For best results, apply the bait in small piles to encourage the ants to return for more. Put the product out late in the afternoon or early evening (when the ants are most active) to increase the likelihood that they will find and move all of the bait that's been placed on the ground to their nesting area.   

Advance bait is not weatherized.  Therefore, the timing of placements is necessary to avoid rain that may affect the attractiveness of the bait.  Our customers have told us that this product is very effective and others have told us how interesting it is to watch the ants move the bait around!

Another granular bait that is available for carpenter ants is Ni-Ban FG Fine Granular Bait.  This product is a food-based bait impregnated with 5% orthoboric acid.  It is a low toxic formulation that may be effective in a number of situations.  Because it is weatherized, it may be used indoors or outdoors.   Ni-Ban FG is sold in a squeezable applicator bottle.

Ni-Ban FG Granular Bait is not applied in piles as with Advance Carpenter Ant Granular Bait.  It may be scattered outside near the foundation.  It may also be applied indoors in cracks and crevices or in other inaccessible areas.  It may also be placed on removable trays in areas that are not accessible to children or pets.

Finally, we also offer Maxforce Complete which contains hydramethylnon as the active ingredient. This product contains a variety of grit sizes to appeal to a range of ant species.  This product is also weather resistant.


Always Use Caution

There are advantages to using baits, but even though they are low in toxicity, they still need to be applied with care.  As with any pesticide, we urge everyone that may apply these products to read the product label.

Spray & Dust Applications

If baits are not appropriate for your situation,  we continue to recommend a perimeter treatment for Carpenter Ants.   Customers have purchased this type of product from us year after year with continued success in minimizing ant problems (see  Permacide P-1 on our products page). 

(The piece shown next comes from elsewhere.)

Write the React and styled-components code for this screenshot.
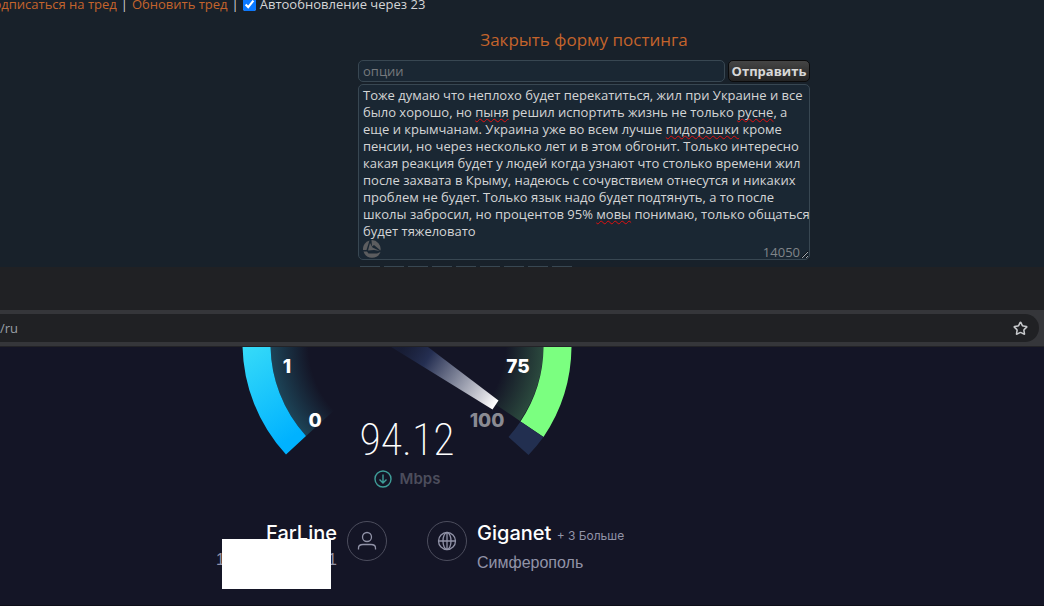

Our suggested treatment is as follows: 

Apply a pin stream (jet) application to the outside of the structure along the junction of the foundation and the building siding.   Also, treat around all window frames and doorframes at ground level.  Treat any deck or other wood that contacts the structure along the contact areas.  Treat any area where utilities such as plumbing or air conditioning lines enter the structure at ground level.

On the inside, treat baseboards along exterior walls, window frames and door frames, the sill plate downstairs (if it's accessible), around bathroom and kitchen fixtures and where plumbing enters those rooms.  Also, treat around and behind kitchen appliances paying special attention to the dishwasher area.  You may need to remove the kickplate at the base of the dishwater in order to treat that area properly.

The concept is to set up an insecticidal barrier that will kill ants from either side of the foundation.   We have observed that a partial treatment is frequently not effective.   It's also important to note that applying a lot of spray is unnecessary: once you've wet the surface, it's treated.   Also, don't waste spray killing individual ants - if they contact the areas you've treated, they will die - even if they don't die immediately.  Finally, most of the liquid sprays are residual and thus are effective for several weeks;  it is really not necessary to spray more frequently than once per month.  We actually recommend one treatment every three months (once each season) for good control.

Though we find liquid sprays work well, some people prefer dust products.   Dust products may be selectively applied to infested areas.  They may also be applied by drilling small holes into selected areas to provide access to an active area.  Boric acid dust, as well as Alpine Dust Insecticide or Drione Dust, may be used this way.